There have been other moments I’ve been afraid but it wasn’t the kind of fear that sticks to your insides and makes you want to cry or scream or run or fight. I’m very, very lucky that I don’t live in a place where that is part of my everyday world. That horror movie location where someone just decides to kill someone else. Be it a stranger or someone they see every day. They plot and they plan and they unleash a little more fear into the world. That day increased my awareness of it, you can be sure. Just as all the other days like it have been steadily ratcheting up the ‘pay attention’ factor in all our lives. But even with all of that, I’ve never been afraid of that monster actually becoming a part of my world.
Well, until this year’s start of school.
For the first time, all of my children were, are, going to be in school, the same school. All three were going to be in one building and I was going to one drop off and one pick up. They were stoked. I was…well, experiencing all of the emotions you go through when the “stay at home with kids” chapter of your life is coming to an end.
But there was another emotion too. One that my parents didn’t have from the get go. One that my grandparents would never dream could exist as they dropped their kids off at school.
FEAR. True FEAR bordering on terror.
This fear doesn’t get talked about at school orientation because parents don’t even want to acknowledge its existence. It’s the new grown up boogie-man. That monster hiding in the closet, that kills because it likes it. That enjoys inflicting terror and trauma. But instincts from childhood are still how we deal with it. If we act like we can’t see it, then it can never get us. Then again, that’s not what we fear. We’re not afraid of it getting us. We’re afraid of it getting them.
I was in High School when Columbine happened. I’m the generation that grew up with school shootings and then mass public shootings being a ‘thing’. Whenever I go somewhere with my children I find myself checking our exit route or where we could hide. But school is different. Because every parent and grandparent understands that for some reason you believe that your children will always be safer when they are with you. So leaving them at someone else’s mercy is…well, terrifying.
When I dropped my children off on the first day, I prayed that evil would be kept far away from that school. That all doors would remain locked tight if they needed to be locked tight. I even said in my prayers that I couldn’t believe I was praying that a violent man, or woman, would never be able to get inside that building to do harm. And then I begged the Lord to put my children with teachers that would hide them in cabinets and closets or would take someone with a knife down or even stand in front of bullet for them. I still ask these things. Every day.

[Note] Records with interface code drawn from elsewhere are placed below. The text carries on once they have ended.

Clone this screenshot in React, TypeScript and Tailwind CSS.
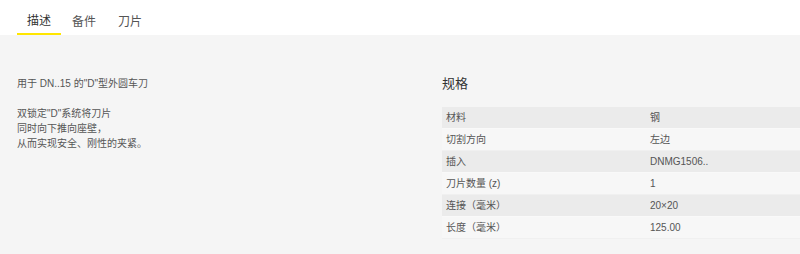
import React from "react";

const rows: [string, string][] = [
  ["材料", "钢"],
  ["切割方向", "左边"],
  ["插入", "DNMG1506.."],
  ["刀片数量 (z)", "1"],
  ["连接（毫米）", "20×20"],
  ["长度（毫米）", "125.00"],
];

export default function App() {
  const font = { fontFamily: '"Liberation Sans", "Noto Sans CJK SC", sans-serif' };
  return (
    <div className="w-[800px] h-[254px] overflow-hidden bg-[#f5f5f5] text-[#555]" style={font}>
      <div className="h-[35px] bg-white flex items-end pl-[17px]">
        <div className="flex text-[12px]">
          <div className="px-[10px] h-[26px] flex items-center border-b-2 border-[#ffe600] text-[#333]">描述</div>
          <div className="px-[10px] h-[26px] flex items-center ml-[1px] text-[#555]">备件</div>
          <div className="px-[10px] h-[26px] flex items-center ml-[2px] text-[#555]">刀片</div>
        </div>
      </div>
      <div className="flex pl-[17px] pt-[39px]">
        <div className="w-[425px] shrink-0 text-[10px] leading-[15px]">
          <p className="mt-[2px]">用于 DN..15 的"D"型外圆车刀</p>
          <p className="mt-[15px]">双锁定"D"系统将刀片</p>
          <p>同时向下推向座壁，</p>
          <p>从而实现安全、刚性的夹紧。</p>
        </div>
        <div className="w-[416px] shrink-0">
          <h3 className="text-[13px] leading-[20px] text-[#333]">规格</h3>
          <div className="mt-[13px] text-[10px]">
            {rows.map(([k, v], i) => (
              <div
                key={k}
                className={
                  i % 2 === 0
                    ? "flex h-[22px] items-center bg-[#ebebeb] border-b border-[#f9f9f9]"
                    : "flex h-[22px] items-center bg-[#f7f7f7] border-b border-[#f0f0f0]"
                }
              >
                <div className="w-[208px] pl-[4px]">{k}</div>
                <div>{v}</div>
              </div>
            ))}
          </div>
        </div>
      </div>
    </div>
  );
}
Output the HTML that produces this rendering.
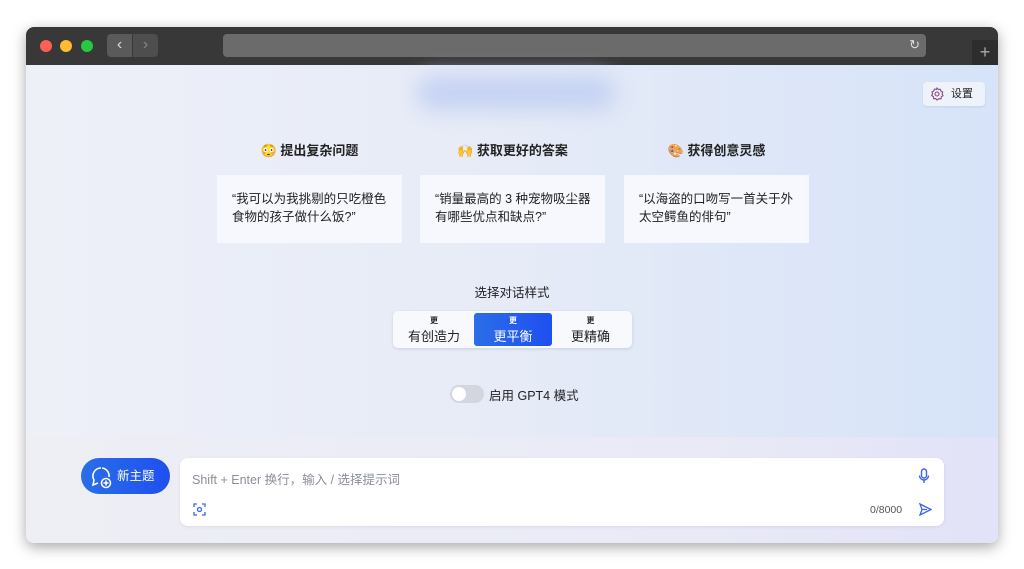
<!DOCTYPE html>
<html><head><meta charset="utf-8"><style>
*{margin:0;padding:0;box-sizing:border-box}
body{width:1024px;height:569px;background:#fff;font-family:"Liberation Sans","Noto Sans CJK SC",sans-serif;position:relative;overflow:hidden}
.win{position:absolute;left:26px;top:27px;width:972px;height:516px;border-radius:8px;overflow:hidden;box-shadow:0 4px 14px rgba(0,0,0,.35)}
.bar{position:absolute;left:0;top:0;width:100%;height:38px;background:#383838}
.dot{position:absolute;top:13px;width:12px;height:12px;border-radius:50%}
.content{position:absolute;left:0;top:38px;width:100%;height:478px;background:linear-gradient(90deg,#eef0f8 0%,#e6ebf7 50%,#d6e3f8 100%)}
.bottom{position:absolute;left:0;top:410px;width:100%;height:106px;background:linear-gradient(90deg,#eeeff5,#e9eaf6 70%,#e2e2f8)}
.h{position:absolute;top:140px;font-size:13px;font-weight:bold;color:#222;text-align:center;width:185px}
.card{position:absolute;top:175px;width:185px;height:68px;background:#f6f8fd;padding:15px 8px 0 15px;font-size:12.5px;line-height:18px;color:#222}
</style></head><body>
<div class="win">
<div class="bar">
<div class="dot" style="left:14px;background:#fe5f57"></div>
<div class="dot" style="left:34px;background:#febc2e"></div>
<div class="dot" style="left:55px;background:#28c840"></div>
<div style="position:absolute;left:81px;top:7px;width:25px;height:23px;background:#5a5a5a;border-radius:4px 0 0 4px;color:#ddd;font-size:16px;text-align:center;line-height:22px">‹</div>
<div style="position:absolute;left:107px;top:7px;width:25px;height:23px;background:#4e4e4e;border-radius:0 4px 4px 0;color:#888;font-size:16px;text-align:center;line-height:22px">›</div>
<div style="position:absolute;left:197px;top:7px;width:703px;height:23px;background:#6b6b6b;border-radius:4px"><span style="position:absolute;right:6px;top:3px;color:#ddd;font-size:13px">↻</span></div>
<div style="position:absolute;left:946px;top:13px;width:26px;height:25px;background:#2d2d2d;color:#aaa;font-size:18px;text-align:center;line-height:24px">+</div>
</div>
<div class="content">
<div style="position:absolute;left:390px;top:10px;width:200px;height:36px;border-radius:18px;background:#c6d3f3;filter:blur(10px)"></div>
<div style="position:absolute;left:897px;top:17px;width:62px;height:24px;background:#eef2fb;border-radius:4px;box-shadow:0 1px 2px rgba(0,0,0,.08);font-size:11px;color:#222;line-height:24px;padding-left:28px">设置
<svg style="position:absolute;left:7px;top:5px" width="14" height="14" viewBox="0 0 14 14" fill="none" stroke="#8a4a8a" stroke-width="1.1"><path d="M7 1l1.3 1.5 2-.3.6 1.9 1.8.9-.6 1.9.9 1.8-1.7 1.1-.3 2-2-.1L7 13l-1.3-1.4-2 .1-.3-2L1.7 8.6l.9-1.8-.6-1.9 1.8-.9.6-1.9 2 .3z"/><circle cx="7" cy="7" r="2"/></svg></div>
</div>
<div class="bottom"></div>
</div>
<div class="h" style="left:217px">😳 提出复杂问题</div>
<div class="h" style="left:420px">🙌 获取更好的答案</div>
<div class="h" style="left:624px">🎨 获得创意灵感</div>
<div class="card" style="left:217px">“我可以为我挑剔的只吃橙色食物的孩子做什么饭?”</div>
<div class="card" style="left:420px">“销量最高的 3 种宠物吸尘器有哪些优点和缺点?”</div>
<div class="card" style="left:624px">“以海盗的口吻写一首关于外太空鳄鱼的俳句”</div>
<div style="position:absolute;left:0;width:1024px;top:282px;text-align:center;font-size:12.5px;color:#222">选择对话样式</div>
<div style="position:absolute;left:393px;top:311px;width:239px;height:37px;background:#f7f9fd;border-radius:5px;box-shadow:0 1px 3px rgba(0,0,0,.12)"></div>
<div style="position:absolute;left:474px;top:313px;width:78px;height:33px;background:linear-gradient(90deg,#2a6ee8,#1f4ff0);border-radius:3px"></div>
<div style="position:absolute;left:397px;top:315px;width:74px;text-align:center;color:#222"><div style="font-size:8px;font-weight:bold">更</div><div style="font-size:13px">有创造力</div></div>
<div style="position:absolute;left:474px;top:315px;width:78px;text-align:center;color:#fff"><div style="font-size:8px;font-weight:bold">更</div><div style="font-size:13px">更平衡</div></div>
<div style="position:absolute;left:553px;top:315px;width:75px;text-align:center;color:#222"><div style="font-size:8px;font-weight:bold">更</div><div style="font-size:13px">更精确</div></div>
<div style="position:absolute;left:450px;top:385px;width:34px;height:18px;border-radius:9px;background:#d3d6de"><div style="position:absolute;left:2px;top:2px;width:14px;height:14px;border-radius:50%;background:#fff"></div></div>
<div style="position:absolute;left:489px;top:385px;font-size:12.5px;color:#222">启用 GPT4 模式</div>
<div style="position:absolute;left:81px;top:458px;width:89px;height:36px;border-radius:18px;background:linear-gradient(90deg,#2a6ee8,#1f4ff0);color:#fff;font-size:12.5px;line-height:36px;padding-left:36px">新主题
<svg style="position:absolute;left:8px;top:7px" width="24" height="24" viewBox="0 0 24 24" fill="none" stroke="#fff" stroke-width="1.6"><path d="M12 3a8 8 0 0 0-7 12l-1 5 5-2"/><path d="M13 3a8 8 0 0 1 7 9"/><circle cx="17" cy="18" r="4.5" fill="#2a5ff0"/><path d="M17 15.5v5M14.5 18h5"/></svg></div>
<div style="position:absolute;left:180px;top:458px;width:764px;height:68px;background:#fff;border-radius:8px;box-shadow:0 1px 3px rgba(0,0,0,.08)">
<div style="position:absolute;left:12px;top:11px;font-size:12.5px;color:#8a8f99">Shift + Enter 换行，输入 / 选择提示词</div>
<svg style="position:absolute;left:738px;top:10px" width="12" height="16" viewBox="0 0 12 16" fill="none" stroke="#3b63e8" stroke-width="1.4"><rect x="3.5" y="1" width="5" height="9" rx="2.5"/><path d="M1.5 7.5a4.5 4.5 0 0 0 9 0M6 12v3"/></svg>
<svg style="position:absolute;left:13px;top:45px" width="13" height="13" viewBox="0 0 13 13" fill="none" stroke="#3b63e8" stroke-width="1.3"><path d="M1 4V1h3M9 1h3v3M12 9v3H9M4 12H1V9"/><circle cx="6.5" cy="6.5" r="2"/></svg>
<div style="position:absolute;left:690px;top:46px;font-size:10.5px;color:#555">0/8000</div>
<svg style="position:absolute;left:739px;top:45px" width="13" height="13" viewBox="0 0 13 13" fill="none" stroke="#3b63e8" stroke-width="1.3"><path d="M1 1l11 5.5L1 12l2-5.5zM3 6.5h5"/></svg>
</div>
</body></html>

We say a prayer as a family in the car as we do drop off in the morning and I always end it with “and keep everyone safe today”. My boys just think that’s part of how you pray. They don’t know just how much is packed into those five words.
Many of you reading this may be thinking “that’s over thinking” or even “that’s ridiculous”. And you are correct. It is ridiculous. But it’s also reality. It’s real in this life.
All those years ago, before school started the morning after the murder, the faculty had a meeting with the Superintendent of the district. It did not go well. Mostly because the administration told us that nothing was going to change. No new security was going to be in place, no metal detectors, nothing. (They didn’t even allow the students’ memorial to the teacher to stay up.) When that was questioned, the Superintendent said that studies showed that metal detectors only catch about 30% of weapons trying to be brought into school.
I had had enough at that point and said, “So? That’s 30% less that we don’t have to worry about. What are you doing to keep us safe? One of us has been KILLED. You CANNOT ask us to continue in the status quo.”
That didn’t make me any friends, at least with the administration.
But it’s still the same question being asked. By myself, by the loved ones of victims, by police officers, by the victims themselves. The ones who survive that is.
This isn’t a post about what to do about guns. Yes, I have opinions but it’s not to hate on guns. So many of the people I hold closest in my heart own guns, several guns, and nothing about that fact changes any of the ways I feel about them.
My husband has hunted and talks about the guns he’s going to inherit that belonged to his great-grandpa. When that happens, I know that he’ll want to practice with them and teach our sons to fire them too. As well as how to be smart and safe with them. This isn’t about guns.
What this is about is fear.
Please, please, please don’t respond with anger when someone is desperately seeking a way to make their world, our world, 30% safer. Please don’t answer with derision and aggression when someone says that America needs gun reform. Please don’t paint them into a box when someone says that enough is enough. Don’t come back at them with memes or defensiveness or threat of more violence. See their fear. See their desperate desire to protect those they love. See them.
Because that person could be a parent who just dropped their kids off at school. And who’s praying that they will be safe in that building, asking they will be kept whole till we can get them home, begging God that this new boogie-man won’t find them.